Descriptive statistics were computed to summarize sample characteristics. Next, trends in absenteeism (days absent) by fitness, grade, and demographics were examined.
Because observations were nested within students, nested within schools, mixed-model methods were used. Specifically, a series of crude and adjusted 3-level longitudinal generalized linear mixed models with random intercepts for student and school effects were fit to assess the fitness–absenteeism association while accounting for clustering and individual- and school-level confounders.
First, to determine the extent of variation in absenteeism at the school level, an unconditional model with random intercepts was fit to the data (model 1). The school-level intraclass correlation (ICC) was calculated as the ratio of the variance for the school divided by the sum of the 3 variance parameter estimates, represented as σ2school/ (σ2student + σ2school + σ2ε). Although univariate distributions for days absent demonstrated a long right-tailed Poisson distribution, the ICC was calculated based on a linear model given that the ICC definition is not well defined for Poisson models (30).
Next, the longitudinal association of change in fitness and lagged number of days absent per year was assessed by using a 3-level crude longitudinal negative binomial mixed model with random intercepts and the exposure, child-specific change in fitness from the year prior, as well as an offset term representing total instructional days per school year included in the model (model 2). Negative binomial models were used because data were overdispersed. β Coefficients represented the effects of the exposure, change in fitness on outcome, 1-year lagged number of days absent per year. Absenteeism rates were computed by calculating the incidence rate ratio, represented as exp(β).
Finally, potential individual- and group-level confounders were added to the model (model 3). Confounding variables included level-1 time-varying covariates for grade, year (to control for potential cohort effects), and change in obesity status from the year prior, level-2 covariates for individual sociodemographic factors (sex, race/ethnicity, place of birth), level-3 covariates for school size and SES, and interactions (grade*race/ethnicity, grade*sex, grade*place of birth, and SES*race/ethnicity).
In these analyses, students contributed fitness-change data for 5th to 6th, 6th to 7th, and/or 7th to 8th grades (n = 349,381 unique students; 675,318 observations).

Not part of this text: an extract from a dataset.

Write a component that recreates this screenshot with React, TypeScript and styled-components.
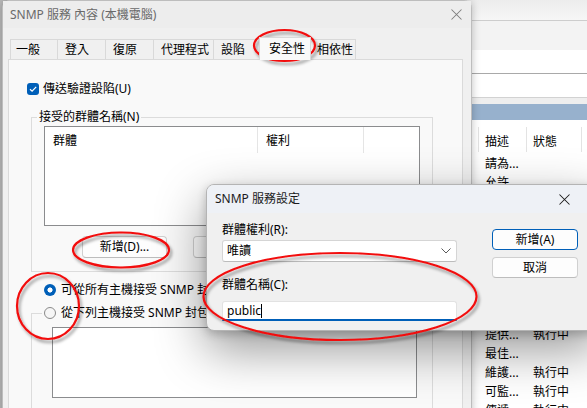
import React from "react";
import styled, { createGlobalStyle } from "styled-components";

const UI_FONT = `"Noto Sans", "Noto Sans CJK TC", sans-serif`;

const GlobalStyle = createGlobalStyle`
  html, body { margin: 0; padding: 0; background: #b9b9b9; }
  body { font-family: ${UI_FONT}; font-size: 12px; line-height: 16px; color: #000; }
  * { box-sizing: border-box; }
`;

const Desktop = styled.div`
  position: relative;
  width: 587px;
  height: 408px;
  overflow: hidden;
  background: #b9b9b9;
`;

/* ---------- background services window ---------- */
const ServicesWindow = styled.div`
  position: absolute;
  left: 300px;
  top: 0;
  width: 320px;
  height: 408px;
  display: flex;
  flex-direction: column;
  background: #fff;
`;
const SvcTitleBar = styled.div`
  flex: none;
  height: 21px;
  background: linear-gradient(#ececec, #f6f6f6);
  border-bottom: 1px solid #cdcdcd;
`;
const SvcMenuBar = styled.div`
  flex: none;
  height: 29px;
  background: #f3f3f3;
`;
const SvcField = styled.div<{ $line: string }>`
  flex: none;
  height: 24px;
  background: #fff;
  border-bottom: 1px solid ${(p) => p.$line};
`;
const SvcGap = styled.div`
  flex: none;
  height: 6px;
  background: #eeeeee;
`;
const SvcPaneHeader = styled.div`
  flex: none;
  height: 16px;
  background: #97b1cd;
`;
const SvcList = styled.div`
  flex: 1;
  padding-top: 7px;
  display: flex;
  flex-direction: column;
`;
const SvcGrid = styled.div`
  display: grid;
  grid-template-columns: 179px 48px 55px 1fr;
`;
const SvcHeaderCell = styled.div`
  height: 25px;
  padding: 7px 0 0 6px;
  border-right: 1px solid #e3e3e3;
  white-space: nowrap;
`;
const SvcHeaderGap = styled.div`
  height: 2px;
`;
const SvcRow = styled(SvcGrid)`
  height: 19px;
`;
const SvcCell = styled.div`
  padding: 2px 0 0 6px;
  white-space: nowrap;
  overflow: hidden;
`;

/* ---------- main properties dialog ---------- */
const MainDialog = styled.div`
  position: absolute;
  left: 2px;
  top: 0;
  width: 470px;
  height: 460px;
  background: #f0f0f0;
  border: 1px solid #bdbdbd;
  border-radius: 8px 8px 0 0;
  box-shadow: 0 0 9px rgba(0, 0, 0, 0.25);
  display: flex;
  flex-direction: column;
`;
const TitleBar = styled.div<{ $active?: boolean }>`
  flex: none;
  height: ${(p) => (p.$active ? 28 : 27)}px;
  display: flex;
  align-items: center;
  justify-content: space-between;
  padding: ${(p) => (p.$active ? "0 6px 0 8px" : "0 9px 0 7px")};
  background: ${(p) => (p.$active ? "#eef1f6" : "#ededed")};
  color: ${(p) => (p.$active ? "#1b1b1b" : "#6a6a6a")};
  white-space: nowrap;
`;
const CloseBox = styled.span`
  width: 34px;
  display: flex;
`;
const CloseGlyph = ({ color }: { color: string }) => (
  <svg width="11" height="11" viewBox="0 0 11 11">
    <path d="M0.5 0.5 L10.5 10.5 M10.5 0.5 L0.5 10.5" stroke={color} strokeWidth="1.05" fill="none" />
  </svg>
);

const TabStrip = styled.div`
  flex: none;
  margin-top: 11px;
  padding-left: 7px;
  height: 20px;
  display: flex;
  align-items: flex-end;
`;
const Tab = styled.div<{ $w: number; $first?: boolean; $last?: boolean; $selected?: boolean }>`
  flex: none;
  width: ${(p) => p.$w}px;
  height: 20px;
  padding: 2px 0 0 ${(p) => (p.$first ? 5 : 7)}px;
  background: #f0f0f0;
  border-top: 1px solid #d9d9d9;
  border-left: 1px solid #d9d9d9;
  border-right: ${(p) => (p.$last ? "1px solid #d9d9d9" : "none")};
  white-space: nowrap;
  ${(p) =>
    p.$selected &&
    `
    position: relative;
    z-index: 1;
    width: ${p.$w + 4}px;
    height: 23px;
    margin: 0 -2px -1px -2px;
    padding: 3px 0 0 9px;
    background: #f9f9f9;
    border-right: 1px solid #d9d9d9;
  `}
`;

const TabPanel = styled.div`
  flex: 1;
  margin-left: 5px;
  width: 455px;
  background: #f9f9f9;
  border: 1px solid #dadada;
  padding-top: 21px;
  display: flex;
  flex-direction: column;
  align-items: flex-start;
`;

const CheckRow = styled.div`
  margin-left: 18px;
  height: 16px;
  display: flex;
  align-items: center;
  gap: 4px;
  white-space: nowrap;
`;
const CheckBox = styled.span`
  width: 12px;
  height: 12px;
  border-radius: 3px;
  background: #005fb8;
  display: flex;
  align-items: center;
  justify-content: center;
`;

const GroupBox = styled.fieldset<{ $top: number }>`
  margin: ${(p) => p.$top}px 0 0 22px;
  width: 402px;
  padding: 0;
  border: 1px solid #dcdcdc;
  min-width: 0;
`;
const GroupLegend = styled.legend<{ $offset: number }>`
  margin-left: ${(p) => p.$offset}px;
  padding: 0 2px;
  line-height: 16px;
  white-space: nowrap;
`;
const GroupBody = styled.div<{ $pb: number }>`
  padding-bottom: ${(p) => p.$pb}px;
`;

const ListBox = styled.div<{ $w: number; $h: number; $mt: number; $ml: number }>`
  width: ${(p) => p.$w}px;
  height: ${(p) => p.$h}px;
  margin: ${(p) => p.$mt}px 0 0 ${(p) => p.$ml}px;
  background: #fff;
  border: 1px solid #8b8c8e;
`;
const ListHeader = styled.div`
  display: flex;
  height: 26px;
`;
const ListHeaderCell = styled.div<{ $w: number }>`
  width: ${(p) => p.$w}px;
  padding: 6px 0 0 8px;
  border-right: 1px solid #e5e5e5;
`;

const ButtonRow = styled.div`
  margin: 10px 0 0 50px;
  display: flex;
  gap: 26px;
`;
const PushButton = styled.div<{ $w: number; $h: number; $default?: boolean }>`
  width: ${(p) => p.$w}px;
  height: ${(p) => p.$h}px;
  display: flex;
  align-items: center;
  justify-content: center;
  background: #fdfdfd;
  border: 1px solid ${(p) => (p.$default ? "#005fb8" : "#d0d0d0")};
  border-bottom-color: ${(p) => (p.$default ? "#005fb8" : "#bdbdbd")};
  border-radius: 4px;
  white-space: nowrap;
`;

const RadioRow = styled.div<{ $ml?: number; $mt?: number }>`
  margin: ${(p) => p.$mt ?? 0}px 0 0 ${(p) => p.$ml ?? 0}px;
  height: 16px;
  display: flex;
  align-items: center;
  gap: 5px;
  white-space: nowrap;
`;
const RadioDot = styled.span<{ $checked?: boolean }>`
  flex: none;
  width: 12px;
  height: 12px;
  border-radius: 50%;
  ${(p) =>
    p.$checked
      ? `background: radial-gradient(circle, #ffffff 0 2.2px, #005fb8 2.9px);`
      : `background: #f6f6f6; border: 1px solid #8a8a8a;`}
`;

/* ---------- sub dialog ---------- */
const SubDialog = styled.div`
  position: absolute;
  left: 206px;
  top: 184px;
  width: 394px;
  height: 147px;
  background: #f0f0f0;
  border: 1px solid #b4b4b4;
  border-radius: 8px;
  overflow: hidden;
  box-shadow: 0 18px 50px rgba(0, 0, 0, 0.42), 0 3px 10px rgba(0, 0, 0, 0.2);
  display: flex;
  flex-direction: column;
`;
const SubBody = styled.div`
  display: flex;
  gap: 35px;
  padding: 9px 0 0 15px;
`;
const FormColumn = styled.div`
  width: 235px;
  display: flex;
  flex-direction: column;
`;
const FieldLabel = styled.div<{ $mt?: number }>`
  margin-top: ${(p) => p.$mt ?? 0}px;
  height: 16px;
  white-space: nowrap;
`;
const ComboBox = styled.div`
  margin-top: 2px;
  height: 22px;
  background: #fff;
  border: 1px solid #d5d5d5;
  border-bottom-color: #bcbcbc;
  border-radius: 3px;
  display: flex;
  align-items: center;
  justify-content: space-between;
  padding: 0 5px 0 4px;
`;
const TextField = styled.div`
  margin-top: 8px;
  height: 20px;
  background: #fff;
  border: 1px solid #e2e2e2;
  border-bottom: 2px solid #005fb8;
  border-radius: 3px 3px 0 0;
  display: flex;
  align-items: center;
  padding-left: 4px;
`;
const Caret = styled.span`
  display: inline-block;
  width: 1px;
  height: 14px;
  background: #000;
`;
const ButtonColumn = styled.div`
  padding-top: 7px;
  display: flex;
  flex-direction: column;
  gap: 7px;
`;

/* ---------- annotation overlay ---------- */
const Annotations = styled.svg`
  position: absolute;
  left: 0;
  top: 0;
  pointer-events: none;
`;

const svcRows: [string, string][] = [
  ["請為...", ""],
  ["允許...", ""],
  ["", ""],
  ["", ""],
  ["", ""],
  ["", ""],
  ["", ""],
  ["", ""],
  ["", ""],
  ["提供...", "執行中"],
  ["最佳...", ""],
  ["維護...", "執行中"],
  ["可監...", "執行中"],
  ["傳遞...", "執行中"],
];

export default function App() {
  return (
    <Desktop>
      <GlobalStyle />

      <ServicesWindow>
        <SvcTitleBar />
        <SvcMenuBar />
        <SvcField $line="#a9a9a9" />
        <SvcField $line="#d2d2d2" />
        <SvcGap />
        <SvcPaneHeader />
        <SvcList>
          <SvcGrid>
            <SvcHeaderCell>名稱</SvcHeaderCell>
            <SvcHeaderCell>描述</SvcHeaderCell>
            <SvcHeaderCell>狀態</SvcHeaderCell>
            <SvcHeaderCell />
          </SvcGrid>
          <SvcHeaderGap />
          {svcRows.map(([d, s], i) => (
            <SvcRow key={i}>
              <SvcCell />
              <SvcCell>{d}</SvcCell>
              <SvcCell>{s}</SvcCell>
              <SvcCell />
            </SvcRow>
          ))}
        </SvcList>
      </ServicesWindow>

      <MainDialog>
        <TitleBar>
          <span>SNMP 服務 內容 (本機電腦)</span>
          <CloseGlyph color="#7d7d7d" />
        </TitleBar>
        <TabStrip>
          <Tab $w={47} $first>一般</Tab>
          <Tab $w={48}>登入</Tab>
          <Tab $w={48}>復原</Tab>
          <Tab $w={60}>代理程式</Tab>
          <Tab $w={48}>設陷</Tab>
          <Tab $w={48} $selected>安全性</Tab>
          <Tab $w={47} $last>相依性</Tab>
        </TabStrip>
        <TabPanel>
          <CheckRow>
            <CheckBox>
              <svg width="10" height="10" viewBox="0 0 10 10">
                <path d="M2 5.2 L4.1 7.2 L8.2 2.9" stroke="#fff" strokeWidth="1.2" fill="none" />
              </svg>
            </CheckBox>
            <span>傳送驗證設陷(U)</span>
          </CheckRow>

          <GroupBox $top={12}>
            <GroupLegend $offset={5}>接受的群體名稱(N)</GroupLegend>
            <GroupBody $pb={13}>
              <ListBox $w={376} $h={100} $mt={1} $ml={12}>
                <ListHeader>
                  <ListHeaderCell $w={213}>群體</ListHeaderCell>
                  <ListHeaderCell $w={106}>權利</ListHeaderCell>
                </ListHeader>
              </ListBox>
              <ButtonRow>
                <PushButton $w={85} $h={22}>新增(D)...</PushButton>
                <PushButton $w={85} $h={22} />
                <PushButton $w={85} $h={22} />
              </ButtonRow>
            </GroupBody>
          </GroupBox>

          <RadioRow $ml={35} $mt={10}>
            <RadioDot $checked />
            <span>可從所有主機接受 SNMP 封包(C)</span>
          </RadioRow>

          <GroupBox $top={7}>
            <GroupLegend $offset={10}>
              <RadioRow>
                <RadioDot />
                <span>從下列主機接受 SNMP 封包(T)</span>
              </RadioRow>
            </GroupLegend>
            <GroupBody $pb={40}>
              <ListBox $w={365} $h={71} $mt={6} $ml={20} />
            </GroupBody>
          </GroupBox>
        </TabPanel>
      </MainDialog>

      <SubDialog>
        <TitleBar $active>
          <span>SNMP 服務設定</span>
          <CloseBox>
            <CloseGlyph color="#1b1b1b" />
          </CloseBox>
        </TitleBar>
        <SubBody>
          <FormColumn>
            <FieldLabel>群體權利(R):</FieldLabel>
            <ComboBox>
              <span>唯讀</span>
              <svg width="10" height="6" viewBox="0 0 10 6">
                <path d="M0.5 0.5 L5 5 L9.5 0.5" stroke="#5a5a5a" strokeWidth="1" fill="none" />
              </svg>
            </ComboBox>
            <FieldLabel $mt={15}>群體名稱(C):</FieldLabel>
            <TextField>
              <span>public</span>
              <Caret />
            </TextField>
          </FormColumn>
          <ButtonColumn>
            <PushButton $w={86} $h={21} $default>新增(A)</PushButton>
            <PushButton $w={86} $h={21}>取消</PushButton>
          </ButtonColumn>
        </SubBody>
      </SubDialog>

      <Annotations width="587" height="408" viewBox="0 0 587 408">
        <defs>
          <filter id="inkShadow" x="-20%" y="-20%" width="140%" height="140%">
            <feDropShadow dx="2" dy="3" stdDeviation="1.6" floodColor="#000" floodOpacity="0.4" />
          </filter>
        </defs>
        <g fill="none" stroke="#f20d0d" strokeWidth="2.2" filter="url(#inkShadow)">
          <ellipse cx="284.5" cy="45.5" rx="30.5" ry="15.5" />
          <ellipse cx="121" cy="250" rx="48" ry="17.5" />
          <ellipse cx="48" cy="306" rx="31" ry="33" />
          <ellipse cx="340" cy="296.5" rx="136.5" ry="43.5" />
        </g>
      </Annotations>
    </Desktop>
  );
}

A 2-sided P value of less than .05 was considered significant. Analyses were performed using SAS version 9.4 software (SAS Institute, Inc).
Just under 40% of students had less than 10% change in fitness from the year prior, followed by greater than 20% increase (20%), greater than 20% decrease (19%), 10% to 20% increase (12%), and 10% to 20% decrease (12%) (Table 1). The mean (SD) number of days absent per year were highest among boys (11.0 [11.7]) and Hispanic (12.6 [12.9]) and non-Hispanic black (12.3 [13.1]) racial/ethnic groups (Table 2). Mean days absent were also highest among students who were born in the United States (11.3 [12.1]) compared with those who were born in a foreign country (11.1 [13.8]).

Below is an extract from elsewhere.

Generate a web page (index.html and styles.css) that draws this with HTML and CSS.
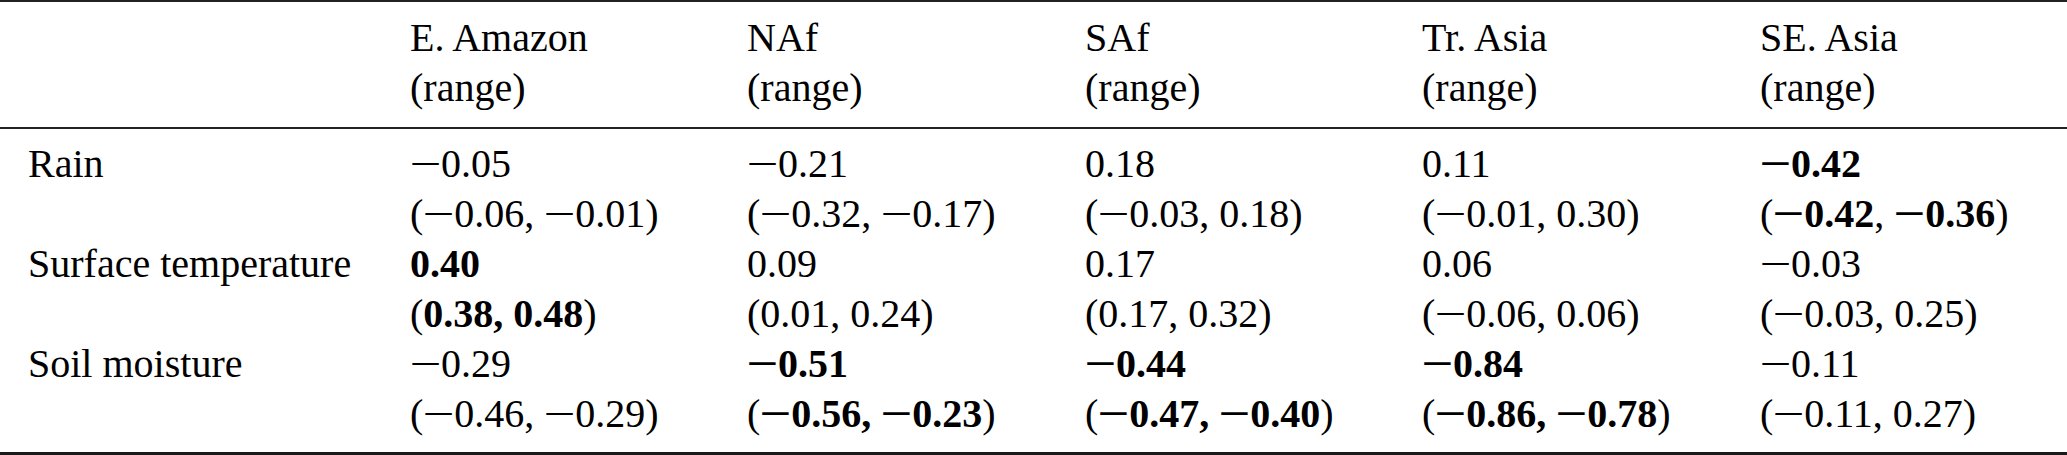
FILE: index.html
```html
<!DOCTYPE html>
<html>
<head>
<meta charset="utf-8">
<link rel="stylesheet" href="styles.css">
</head>
<body>
<div class="tbl">
  <div class="head row">
    <div class="cell"></div>
    <div class="cell"><div>E. Amazon</div><div>(range)</div></div>
    <div class="cell"><div>NAf</div><div>(range)</div></div>
    <div class="cell"><div>SAf</div><div>(range)</div></div>
    <div class="cell"><div>Tr. Asia</div><div>(range)</div></div>
    <div class="cell"><div>SE. Asia</div><div>(range)</div></div>
  </div>
  <div class="body">
    <div class="row">
      <div class="cell"><div>Rain</div></div>
      <div class="cell"><div><span class="m">−</span>0.05</div><div>(<span class="m">−</span>0.06, <span class="m">−</span>0.01)</div></div>
      <div class="cell"><div><span class="m">−</span>0.21</div><div>(<span class="m">−</span>0.32, <span class="m">−</span>0.17)</div></div>
      <div class="cell"><div>0.18</div><div>(<span class="m">−</span>0.03, 0.18)</div></div>
      <div class="cell"><div>0.11</div><div>(<span class="m">−</span>0.01, 0.30)</div></div>
      <div class="cell"><div class="b"><span class="m">−</span>0.42</div><div>(<b><span class="m">−</span>0.42</b>, <b><span class="m">−</span>0.36</b>)</div></div>
    </div>
    <div class="row">
      <div class="cell"><div>Surface temperature</div></div>
      <div class="cell"><div class="b">0.40</div><div>(<b>0.38, 0.48</b>)</div></div>
      <div class="cell"><div>0.09</div><div>(0.01, 0.24)</div></div>
      <div class="cell"><div>0.17</div><div>(0.17, 0.32)</div></div>
      <div class="cell"><div>0.06</div><div>(<span class="m">−</span>0.06, 0.06)</div></div>
      <div class="cell"><div><span class="m">−</span>0.03</div><div>(<span class="m">−</span>0.03, 0.25)</div></div>
    </div>
    <div class="row">
      <div class="cell"><div>Soil moisture</div></div>
      <div class="cell"><div><span class="m">−</span>0.29</div><div>(<span class="m">−</span>0.46, <span class="m">−</span>0.29)</div></div>
      <div class="cell"><div class="b"><span class="m">−</span>0.51</div><div>(<b><span class="m">−</span>0.56, <span class="m">−</span>0.23</b>)</div></div>
      <div class="cell"><div class="b"><span class="m">−</span>0.44</div><div>(<b><span class="m">−</span>0.47, <span class="m">−</span>0.40</b>)</div></div>
      <div class="cell"><div class="b"><span class="m">−</span>0.84</div><div>(<b><span class="m">−</span>0.86, <span class="m">−</span>0.78</b>)</div></div>
      <div class="cell"><div><span class="m">−</span>0.11</div><div>(<span class="m">−</span>0.11, 0.27)</div></div>
    </div>
  </div>
</div>
</body>
</html>
```

FILE: styles.css
```css
html, body {
  margin: 0;
  padding: 0;
  background: #fff;
}
.tbl {
  width: 2067px;
  font-family: "Liberation Serif", "Times New Roman", serif;
  font-size: 40px;
  line-height: 50px;
  color: #000;
  border-top: 2px solid #222;
  border-bottom: 3px solid #1a1a1a;
}
.row {
  display: grid;
  grid-template-columns: 410px 337px 338px 337px 338px 1fr;
}
.head {
  padding: 10.5px 0 14.5px;
  border-bottom: 2px solid #222;
}
.body {
  padding: 9.5px 0 13.5px;
}
.cell {
  white-space: nowrap;
}
.cell:first-child {
  padding-left: 28px;
}
.b, b {
  font-weight: bold;
}
.m {
  display: inline-block;
  width: 31px;
  text-align: center;
  transform: scaleX(1.42);
}
```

Overall, the mean number of days absent per year decreased with improvements in fitness scores from the year prior. The mean (SD) days absent per year for students with the lowest (>20% decrease) to highest (>20% increase) improvements in fitness were 11.9 (12.8), 11.1 (12.2), 10.7 (11.9), 10.3 (11.3), and 10.3 (11.2). Also, fitness decreased and absenteeism increased with increasing grade (Table 2). Moreover, for students in the same grade, the difference in mean days absent for those with improved versus diminished fitness became larger with increasing grade level (Figure 2). For example, mean (SD) days absent for students with the greatest increase (>20%) in fitness were 9.6 (10.1), 9.8 (10.8), and 11.9 (12.7), for students in 6th, 7th, and 8th grades, respectively. In contrast, mean (SD) days absent for students with the greatest decrease (>20%) in fitness were 10.6 (11.3), 11.6 (12.6), and 13.9 (14.3), for students in 6th, 7th, and 8th grades, respectively.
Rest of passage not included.